Every day new websites launch offering services which tie together functionality from other sites. A photo lab printing your online photos, a social network using your address book to look for friends, and APIs to build your own desktop application version of a popular site. These are all useful services—what is not so useful about some of the implementations is their request for your username and password to the other site. When you agree to share your secret credentials, you not only expose your password to someone else (yes, that same password you may also use for online banking), you also give them full access to do as they wish. They can do anything they wanted—even change your password and lock you out.
Open authorization, or OAuth, is an open standard for authorization. OAuth allows users to share private resources (e.g., photos, videos, contact lists, access to web sites) stored on one site with a second site without having to hand out login credentials, typically supplying username and password tokens instead. Each token grants access to a specific site (e.g., a video editing site, a microblogging service, or a social network, to name a new) for specific resources (e.g., just videos from a specific album) and for a defined duration (e.g., the next 2 hours). This allows a user to grant a third party access to the user's information stored with another service provider, without sharing the user's access permissions or the full extent of the user's data or access features.
OAuth has been analogized to a valet key provided with a luxury car. The valet key is a special key one may give a parking attendant and, unlike your regular key, will not allow the car to drive more than a mile or two. Some valet keys will not open the trunk, while others will block access to your onboard cell phone address book. Regardless of what restrictions the valet key imposes, the idea is clear: you give someone limited access to your car with a special key, while using your regular key to unlock everything.
The lockout problem is one problem that open authentication services attempt to solve. They allow a user to grant access to his or her private resources on one site (which is called the Service Provider), to another site (called the Consumer or Relying Party, not to be confused with the User). While OpenID is provides a single identity to sign into many sites, OAuth is provides access to your stuff without sharing your identity at all (or its secret parts).

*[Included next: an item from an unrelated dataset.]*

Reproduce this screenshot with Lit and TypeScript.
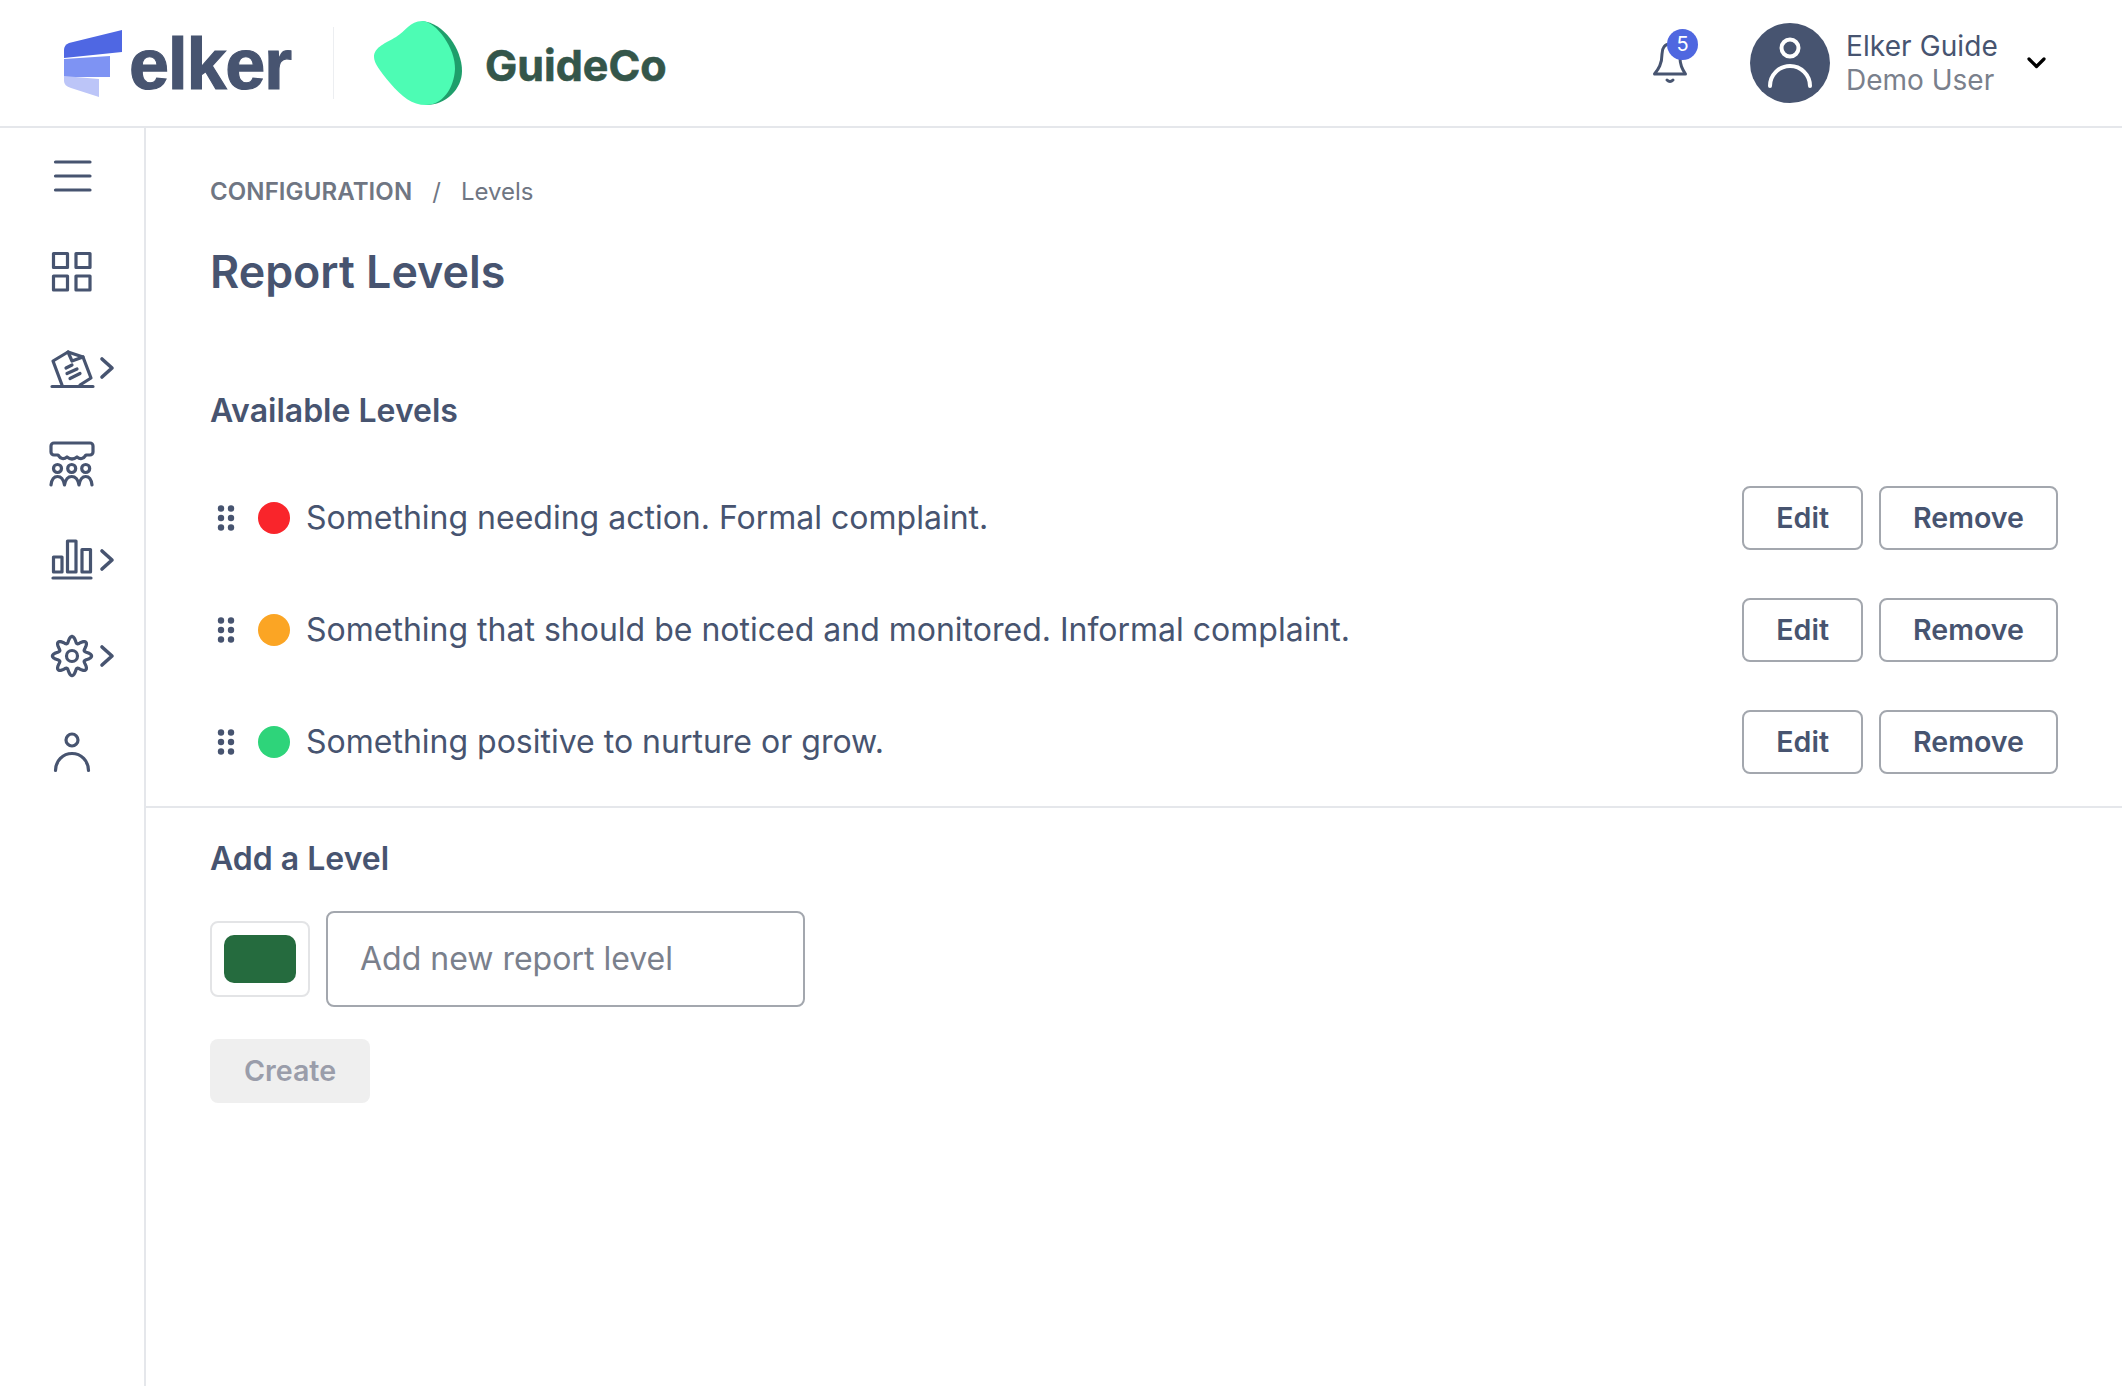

In current identity ecosystems, a relying party (RP), e.g., the web site storing resources being accessed by the second site, sets a policy that allows a requester (e.g., a user, another RP, the third party web site accessing the secured resources) access to a resource controlled by the RP based on a set of authenticated user attributes (e.g., username, address, age, and the like). The resource to be accessed may be, for instance, protected data, a particular computing device, an account, a transaction, or a computing function. For a user to access the RP-protected resource, an identity service provider (IDsP, sometimes also referred to as an IdP or IDP) that is acceptable to the RP will try to match the set of attributes in the form of a credential that can be signed, and the IDsP will present the credential to the user. The user, in turn, can provide the credential to the RP. An example of such an ecosystem is discussed in the paper published in April 2011 by the White House entitled, “National Strategy for Trusted Identities in Cyberspace.”
In current identity ecosystems, the universe of possible identity attributes may be very large, and no single IDsP stores all of the needed attributes (e.g., address, phone number, birthdate, and the like) that RPs may demand at any given time. In addition, a given IDsP might not be the authoritative source for asserting a particular attribute about a user. For example, while a financial institution such as a bank may be a reliable source to assert a first attribute (e.g., an address) of a particular user, the financial institution may not be the most reliable source to assert a second attribute (e.g., a list of allergies to medications) of the user. Furthermore, current identity management systems typically fail to differentiate on the trust value as to how an attribute was originally obtained by the IDsP versus the authentication methodology in which that attribute is provided to an RP. For example, an attribute about a user's address asserted by a financial institution may likely be trusted more by an RP as compared with an assertion by an identity provider that performs no identity proofing when originally acquiring the user's address. In addition, a relying party can only rely on a single IDsP at a time, and that IDsP may not be able to authenticate or provide all necessary attributes.